While these figures reflect a wider slowdown in the global economy and the UK is having to contend with the ‘economic and political uncertainty’ that surrounds Brexit, the on-going US-China trade war, further exacerbated by the Trump Administration’s decision to extend tariffs on billions of dollars of additional imports from China, is now starting to seriously impact the electronics industry.

From the start of this month TV, drone or smart speaker imports from China, for example, will now attract a 15% tax, even Apple AirPods and Watches will now be affected.

According to Bronwyn Flores, a spokeswoman for the Consumer Tech Association in the US, a trade body that represents upwards of 2000 companies in the electronics industry, “prices are likely to start to increase this holiday season,” in the US.

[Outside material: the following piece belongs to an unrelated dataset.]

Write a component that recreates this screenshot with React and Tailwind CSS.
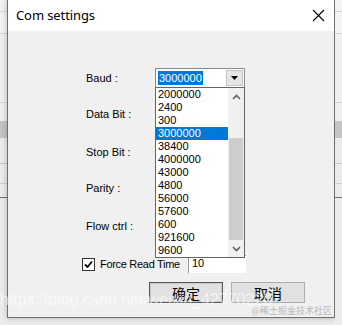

Since July 2018 tariffs have cost the US electronics industry, and its suppliers, upwards of $10billion – mainly in terms of parts and components. These latest tariffs, however, are likely to start impacting finished goods.

“List 4A”, which is a list of tariffs that have just come into effect will impact devices from smart watches to lithium batteries and are expected to affect upwards of $50billion worth of consumer goods.

Leading companies like Apple are expected to absorb the additional costs but with further tariffs “List 4B” scheduled to come into effect in December and impacting smartphones, tablets and video games consoles, you have to ask how much longer can companies, even the likes of Apple, avoid passing those costs on to consumers?

Companies will be able to apply for exemptions but when the list of recession signals are flashing red this is just adding to uncertainty and to fears of an economic slowdown.

The prospects aren’t great then as we approach 2020.

Sluggish economic growth and potential currency devaluations are coinciding with a trade war that continues to weigh heavily on business confidence and is, according to a growing number of analysts, unlikely to end any time soon.